The SL1680 uses a device driver developed by Synaptics that is more optimized for hardware than the device driver provided by VSI. While other companies' SoCs that provide the same IP achieve a performance of around 2 TOPS, this product achieves a performance of over 7.9 TOPS. In addition, the SL1680 has other features such as the ability to directly input and output HDMI (TMDS) signals, other MIPI DSI/CSI2 ports, and a wide range of audio input and output peripherals.
ASTRA SL Series Lineup
| Usage | part number | detail |
| AI MPU | SL1680 |
ARM Cortex-A73 x4 (2.1GHz) Up to 7.9+Tops NPU 3D/2D GPU (Imagination GE9920) |
| AI MPU | SL1640 |
ARM Cortex-A55 x4 (1.9GHz) Up to 1.6+Tops NPU 3D/2D GPU (Imagination GE9608) Equipped with Audio DSP (Cadence® Tensilica® Dual HiFi 4) |
| General-purpose MPU | SL1620 |
ARM Cortex-A55 x4 (1.9GHz) 3D/2D GPU (Imagination BXE-2-32) |
*Quote
ASTRA SR Series
The SR series is a microcontroller with an ARM Cortex-M core as the main core and an ARM Ethos-U NPU. Development can be done mainly with RTOS or bare metal software.

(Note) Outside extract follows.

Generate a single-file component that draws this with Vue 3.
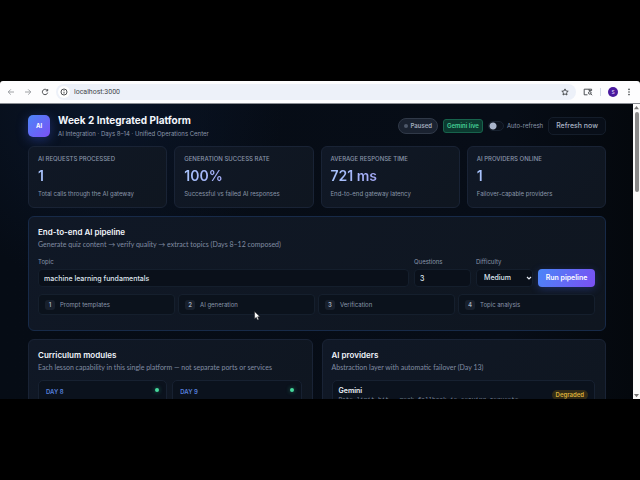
<script setup>
import { ref } from 'vue'

const address = ref('localhost:3000')
const autoRefresh = ref(false)
const topic = ref('machine learning fundamentals')
const questions = ref('3')
const difficulty = ref('Medium')

const stats = [
  { label: 'AI requests processed', value: '1', note: 'Total calls through the AI gateway' },
  { label: 'Generation success rate', value: '100%', note: 'Successful vs failed AI responses' },
  { label: 'Average response time', value: '721 ms', note: 'End-to-end gateway latency' },
  { label: 'AI providers online', value: '1', note: 'Failover-capable providers' }
]
const steps = ['Prompt templates', 'AI generation', 'Verification', 'Topic analysis']
const modules = ['Day 8', 'Day 9']
</script>

<template>
  <div class="stage">
    <div class="browser">
      <div class="toolbar">
        <nav class="history">
          <button class="tool dim" aria-label="Back">
            <svg viewBox="0 0 8 8"><path d="M7 4H1.2M3.8 1.4 1.2 4l2.6 2.6" /></svg>
          </button>
          <button class="tool dim" aria-label="Forward">
            <svg viewBox="0 0 8 8"><path d="M1 4h5.8M4.2 1.4 6.8 4 4.2 6.6" /></svg>
          </button>
          <button class="tool" aria-label="Reload">
            <svg viewBox="0 0 8 8"><path d="M6.4 2.6A2.7 2.7 0 1 0 6.7 4.6M6.7 1v1.9H4.8" /></svg>
          </button>
        </nav>
        <div class="omnibox">
          <span class="site-info">
            <svg viewBox="0 0 8 8"><circle cx="4" cy="4" r="3" /><path d="M4 3.7v1.9M4 2.2v.8" /></svg>
          </span>
          <input v-model="address" class="address" aria-label="Address" />
          <button class="tool" aria-label="Bookmark">
            <svg viewBox="0 0 8 8"><path d="m4 .9.95 2.05 2.25.28-1.66 1.54.43 2.23L4 5.9 2.03 7l.43-2.23L.8 3.23l2.25-.28z" /></svg>
          </button>
        </div>
        <button class="tool wide" aria-label="Search tabs">
          <svg viewBox="0 0 10 8"><path d="M4.500 6.800H1.200V1.200h7.400v1.400M6 1.200v1.400h2.600" /><circle cx="6.800" cy="4.900" r="1.300" /><path d="m7.800 5.900 1.300 1.300" /></svg>
        </button>
        <span class="divider"></span>
        <button class="avatar" aria-label="Profile">s</button>
        <button class="tool" aria-label="Menu">
          <svg viewBox="0 0 8 8" class="solid"><circle cx="4" cy="1.4" r=".8" /><circle cx="4" cy="4" r=".8" /><circle cx="4" cy="6.6" r=".8" /></svg>
        </button>
      </div>

      <div class="viewport">
        <main class="page">
          <header class="header">
            <div class="logo">AI</div>
            <div class="brand">
              <h1>Week 2 Integrated Platform</h1>
              <p>AI Integration · Days 8–14 · Unified Operations Center</p>
            </div>
            <div class="actions">
              <span class="status"><i></i>Paused</span>
              <span class="live">Gemini live</span>
              <label class="toggle">
                <input v-model="autoRefresh" type="checkbox" />
                <span>Auto-refresh</span>
              </label>
              <button class="refresh">Refresh now</button>
            </div>
          </header>

          <section class="stats">
            <article v-for="s in stats" :key="s.label" class="card stat">
              <h3>{{ s.label }}</h3>
              <strong>{{ s.value }}</strong>
              <p>{{ s.note }}</p>
            </article>
          </section>

          <section class="card pipeline">
            <h2>End-to-end AI pipeline</h2>
            <p class="lead">Generate quiz content → verify quality → extract topics (Days 8–12 composed)</p>
            <form class="form" @submit.prevent>
              <div class="field">
                <label for="topic">Topic</label>
                <input id="topic" v-model="topic" />
              </div>
              <div class="field">
                <label for="questions">Questions</label>
                <input id="questions" v-model="questions" inputmode="numeric" />
              </div>
              <div class="field">
                <label for="difficulty">Difficulty</label>
                <div class="select">
                  <select id="difficulty" v-model="difficulty">
                    <option>Easy</option>
                    <option>Medium</option>
                    <option>Hard</option>
                  </select>
                  <svg viewBox="0 0 6 4"><path d="m1 1 2 2 2-2" /></svg>
                </div>
              </div>
              <button class="run">Run pipeline</button>
            </form>
            <ol class="steps">
              <li v-for="(step, i) in steps" :key="step"><b>{{ i + 1 }}</b>{{ step }}</li>
            </ol>
          </section>

          <div class="columns">
            <section class="card panel">
              <h2>Curriculum modules</h2>
              <p class="lead">Each lesson capability in this single platform — not separate ports or services</p>
              <div class="modules">
                <div v-for="m in modules" :key="m" class="module"><span>{{ m }}</span><i></i></div>
              </div>
            </section>
            <section class="card panel">
              <h2>AI providers</h2>
              <p class="lead">Abstraction layer with automatic failover (Day 13)</p>
              <div class="provider">
                <div>
                  <h3>Gemini</h3>
                  <code>Rate limit hit — mock fallback is serving requests</code>
                </div>
                <span class="badge">Degraded</span>
              </div>
            </section>
          </div>
        </main>
        <div class="scrollbar">
          <svg viewBox="0 0 7 7"><path d="M3.500 2 6 5.200H1z" /></svg>
          <span class="thumb"></span>
          <svg viewBox="0 0 7 7"><path d="M1 2h5L3.500 5.200z" /></svg>
        </div>
      </div>
    </div>
    <svg class="cursor" viewBox="0 0 7 10"><path d="M.6.6v7.200l1.700-1.500 1.200 2.700 1.300-.6-1.200-2.600h2.300z" /></svg>
  </div>
</template>

<style>
body {
  background: #000;
}
</style>

<style scoped>
* {
  box-sizing: border-box;
}
h1, h2, h3, p, ol {
  margin: 0;
  padding: 0;
}
button, input, select {
  font: inherit;
  color: inherit;
  margin: 0;
  padding: 0;
  border: 0;
  background: none;
  min-width: 0;
  outline: none;
}
svg {
  display: block;
}
.stage {
  position: relative;
  display: flex;
  height: 100vh;
  padding: 81px 0;
  background: #000;
  color: #e6ebf5;
  font: 7px/10px "Inter", "Liberation Sans", sans-serif;
}
.browser {
  flex: 1;
  min-width: 0;
  display: flex;
  flex-direction: column;
  overflow: hidden;
}
.toolbar {
  flex: none;
  display: flex;
  align-items: center;
  gap: 7px;
  height: 23px;
  padding: 0 7px;
  background: #fdfdfe;
  border-bottom: 1px solid #8a8d93;
  border-radius: 3px 3px 0 0;
  color: #3c4043;
}
.history {
  display: flex;
  gap: 9px;
}
.tool {
  flex: none;
  width: 8px;
  height: 8px;
}
.tool svg, .site-info svg {
  width: 100%;
  height: 8px;
  fill: none;
  stroke: currentColor;
  stroke-width: 0.9;
}
.tool .solid {
  fill: currentColor;
  stroke: none;
}
.dim {
  color: #94979c;
}
.wide {
  width: 10px;
}
.omnibox {
  flex: 1;
  display: flex;
  align-items: center;
  gap: 4px;
  height: 16px;
  padding: 0 7px 0 2px;
  border-radius: 8px;
  background: #edf1f9;
}
.site-info {
  display: grid;
  place-items: center;
  width: 12px;
  height: 12px;
  border-radius: 50%;
  background: #fff;
}
.site-info svg {
  width: 8px;
}
.address {
  flex: 1;
  font-family: "Roboto", sans-serif;
  color: #44474c;
}
.divider {
  width: 1px;
  height: 8px;
  background: #d3dbe8;
}
.avatar {
  width: 10px;
  height: 10px;
  border-radius: 50%;
  background: #4a1a9e;
  color: #e8dcff;
  font-size: 6px;
  line-height: 8px;
}
.viewport {
  flex: 1;
  min-height: 0;
  display: flex;
}
.page {
  flex: 1;
  min-width: 0;
  overflow: hidden;
  padding: 8px 27px 0 28px;
  background:
    radial-gradient(circle at 16% 0, #0a1528 0, transparent 30%),
    linear-gradient(90deg, #060c15, #070d17 80%, #04080d);
}
.header {
  display: flex;
  align-items: center;
  gap: 8px;
  height: 28px;
}
.logo {
  display: grid;
  place-items: center;
  width: 22px;
  height: 22px;
  border-radius: 5px;
  background: linear-gradient(135deg, #4b86f7, #7c50f6);
  box-shadow: 0 3px 12px #3b5bdb66;
  color: #fff;
  font-size: 6px;
  font-weight: 700;
}
.brand {
  display: grid;
  gap: 2px;
}
.brand h1 {
  font-size: 10px;
  line-height: 14px;
  font-weight: 700;
  color: #f3f6fc;
}
.brand p {
  color: #8a96aa;
  font-size: 6px;
}
.actions {
  display: flex;
  align-items: center;
  gap: 5px;
  margin-left: auto;
  white-space: nowrap;
}
.status {
  display: flex;
  align-items: center;
  gap: 3px;
  height: 16px;
  padding: 0 5px;
  border: 1px solid #303948;
  border-radius: 8px;
  background: #1a2230;
  color: #a3adbd;
  font-size: 6px;
  font-weight: 600;
}
.status i {
  width: 4px;
  height: 4px;
  border-radius: 50%;
  background: #4d586a;
}
.live {
  height: 14px;
  padding: 1px 3px;
  border: 1px solid #17634c;
  border-radius: 3px;
  background: #0c3a30;
  color: #45cf98;
  font-size: 6px;
  font-weight: 600;
}
.toggle {
  display: flex;
  align-items: center;
  gap: 3px;
  color: #8a96aa;
  font-size: 6px;
}
.toggle input {
  appearance: none;
  width: 16px;
  height: 10px;
  border: 1px solid #182230;
  border-radius: 5px;
  background: radial-gradient(circle at 4px 4px, #a9b4cb 3px, transparent 4px) #0b111c;
}
.refresh {
  height: 18px;
  padding: 0 7px;
  border: 1px solid #141d2a;
  border-radius: 5px;
  background: #080e18;
  color: #aab4c5;
  font-weight: 500;
}
.card {
  min-width: 0;
  border: 1px solid #192335;
  border-radius: 6px;
  background: linear-gradient(135deg, #101826, #0f1620);
}
.stats {
  display: grid;
  grid-template-columns: repeat(4, 1fr);
  gap: 7px;
  margin-top: 6px;
}
.stat {
  height: 62px;
  padding: 7px 9px;
  white-space: nowrap;
}
.stat h3 {
  color: #8995a9;
  font-size: 6px;
  line-height: 10px;
  font-weight: 500;
  text-transform: uppercase;
}
.stat strong {
  display: block;
  margin: 4px 0 5px;
  background: linear-gradient(90deg, #a8c4fc, #a3a0f5 60px);
  background-clip: text;
  color: transparent;
  font-size: 14px;
  line-height: 16px;
  font-weight: 600;
}
.stat p {
  color: #8b97aa;
  font-size: 6px;
}
.pipeline {
  margin-top: 8px;
  padding: 9px 10px 15px 9px;
  border-color: #172a48;
}
h2 {
  color: #f0f4fb;
  font-size: 8px;
  line-height: 12px;
  font-weight: 600;
}
.lead {
  margin-top: 1px;
  color: #818da3;
  font: 7px/11px "Lato", sans-serif;
}
.form {
  display: grid;
  grid-template-columns: 1fr 57px 57px 57px;
  align-items: end;
  gap: 5px;
  margin-top: 7px;
}
.field {
  display: grid;
  gap: 3px;
}
.field label {
  color: #8a96ab;
  font-size: 6px;
  line-height: 9px;
}
.field input, .field select {
  width: 100%;
  height: 18px;
  padding: 0 5px;
  border: 1px solid #141e2c;
  border-radius: 4px;
  background: #0a101a;
  color: #dfe5ef;
  font-size: 7px;
  font-weight: 500;
}
.select {
  display: grid;
  align-items: center;
}
.select select, .select svg {
  grid-area: 1 / 1;
}
.select select {
  appearance: none;
  padding-left: 7px;
}
.select svg {
  justify-self: end;
  width: 6px;
  height: 4px;
  margin-right: 1px;
  fill: none;
  stroke: #e4e9f2;
  stroke-width: 1.2;
  pointer-events: none;
}
.run {
  height: 18px;
  border-radius: 4px;
  background: linear-gradient(120deg, #4a86f8, #7b4ff3);
  box-shadow: 0 2px 8px #3b5bdb55;
  color: #fff;
  font-weight: 600;
  white-space: nowrap;
}
.steps {
  display: grid;
  grid-template-columns: repeat(4, 1fr);
  gap: 3px;
  margin-top: 7px;
  list-style: none;
}
.steps li {
  display: flex;
  align-items: center;
  gap: 5px;
  height: 21px;
  padding: 0 6px;
  border: 1px solid #151f2d;
  border-radius: 4px;
  background: #0b121c;
  color: #8a96aa;
  font-size: 6px;
}
.steps b {
  width: 10px;
  height: 10px;
  border-radius: 3px;
  background: #18202d;
  color: #a2adbd;
  font-weight: 600;
  text-align: center;
}
.columns {
  display: grid;
  grid-template-columns: 1fr 1fr;
  gap: 9px;
  margin-top: 8px;
}
.panel {
  height: 90px;
  padding: 9px 10px 9px 9px;
}
.panel .lead {
  margin-top: 1px;
  white-space: nowrap;
}
.modules {
  display: grid;
  grid-template-columns: 1fr 1fr;
  gap: 5px;
  margin-top: 7px;
}
.module, .provider {
  display: flex;
  justify-content: space-between;
  height: 60px;
  padding: 6px 7px;
  border: 1px solid #172131;
  border-radius: 5px;
  background: #0b121d;
}
.module span {
  color: #5680dc;
  font-size: 6px;
  font-weight: 600;
  text-transform: uppercase;
}
.module i {
  width: 4px;
  height: 4px;
  margin-top: 1px;
  border-radius: 50%;
  background: #46d89c;
  box-shadow: 0 0 4px #34d39988;
}
.provider {
  margin-top: 7px;
  padding: 5px 6px;
}
.provider h3 {
  color: #eef2f9;
  font-size: 7px;
  line-height: 10px;
  font-weight: 600;
}
.provider code {
  display: block;
  color: #7b879b;
  font: 6px/8px "Liberation Mono", monospace;
}
.badge {
  height: 10px;
  margin-top: 4px;
  padding: 0 4px;
  border-radius: 5px;
  background: #322b16;
  color: #dcb13a;
  font-size: 6px;
  font-weight: 600;
}
.scrollbar {
  flex: none;
  display: flex;
  flex-direction: column;
  align-items: center;
  width: 7px;
  background: #fbfbfb;
}
.scrollbar svg {
  width: 7px;
  height: 7px;
  fill: #777;
}
.scrollbar svg:last-child {
  margin-top: auto;
}
.thumb {
  width: 4px;
  height: 80px;
  margin-top: 1px;
  border-radius: 2px;
  background: #8b8b8b;
}
.cursor {
  position: absolute;
  left: 254px;
  top: 311px;
  width: 7px;
  height: 10px;
  fill: #fff;
  stroke: #222;
  stroke-width: 0.5;
}
</style>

It has a strong point in low power consumption performance, and the current consumption is about 100mW even when the main core and main NPU are fully operated, about 10mW when operating with ARM Cortex-M4 and Synaptics µNPU in the low-power domain, and about 1mW when operating the hardware accelerator in the lower ALWAYS-ON domain.It also has a MIPI pass-through function, so it is ideal for use cases such as placing it between an existing CMOS camera sensor and a host processor, as an image pre-processing microcontroller, or as a co-processor to start the host processor by motion detection.
This series was officially released in March 2025, but various information, such as how to incorporate AI models into RTOS and manuals on how to use them, will be added sequentially to the Synaptics website.
ASTRA SR Series Lineup
| Usage | part number | detail |
| AI MPU | SR110 |
ARM Cortex-M55+U55(400MHz) + M4/µNPU(100MHz) Up to 100 Gops NPU (U55) Tiny package(WLCSP84 5.2x2.7 mm) |
| AI MPU | SR105 |
ARM Cortex-M55+U55(400MHz) Up to 100 Gops NPU (U55) |
| General-purpose MPU | SR102 | ARM Cortex-M55(400MHz) |
*Quote
・ SR100 Series High-Performance AI MCUs Family Product Brief
・ Synaptics ASTRA SR Series
At the end
Edge AI equipment is in high demand these days, so we've introduced some key points for implementing AI in embedded NPUs and some use cases. What did you think?
Synaptics' ASTRA series is a product that comes with a full range of evaluation kits, AI software development tools, and manuals to promote the introduction of edge AI development.
We hope this information will be helpful in your future development.